Friday, March 26, 2010

Pre- and Post-Test Project Group (no comparison), Design #7

This design begins at the start of the project; however, baseline data is collected on for the project group and not for a comparative group. The reasons for not including a comparative group could be lack of awareness of evaluation design, budget, time, or other constraints.


This design works best IF (yes, a big if) the project is based on and adheres to already reasonably proven theory of change, strategies, and interventions related to the outcomes being measured in a similar context. This design is more useful to understand how the process of project implementation accomplished expected outcomes.

The basic flaws of this design are that it cannot provide very precise estimates of project's impact on the outcomes and that due to lack of a comparative group it is difficult to determine the potential for scaling-up the project.

Again, to improve on this design, other methods need to be used such as key informant interviews, focus group discussions, in-depth interviews, and personal history recall.
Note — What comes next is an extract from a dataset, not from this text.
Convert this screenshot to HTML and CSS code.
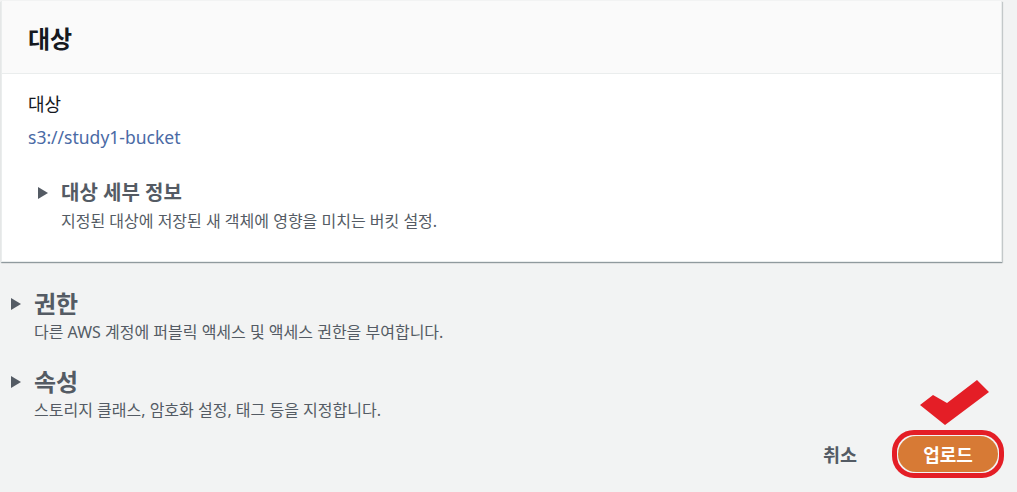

Post-test Comparison of Project and Comparison Groups, Design #6

In this design, no baseline data was collected for the project group or a comparative (non-project) group and relies completely on end-of-project comparisons between the two groups. This design can be used when do baseline data study was conducted due to time, funding, staffing or situational (e.g., conflict) constraints, or if a baseline cannot be reconstructed (Michael Bamberger has written extensively on reconstructing baselines). It is more effective when used in isolated communities or settings that have little or minimal outside influences (which is getting hard to find these days).


The basic flaws of this design are that it does not account for possible influencial historical events, substantial pre-existing differences, or possible differential trajectories over time between the two groups.

To improve on this design, other methods need to be used such as key informant interviews, focus group discussions, in-depth interviews, and personal history recall.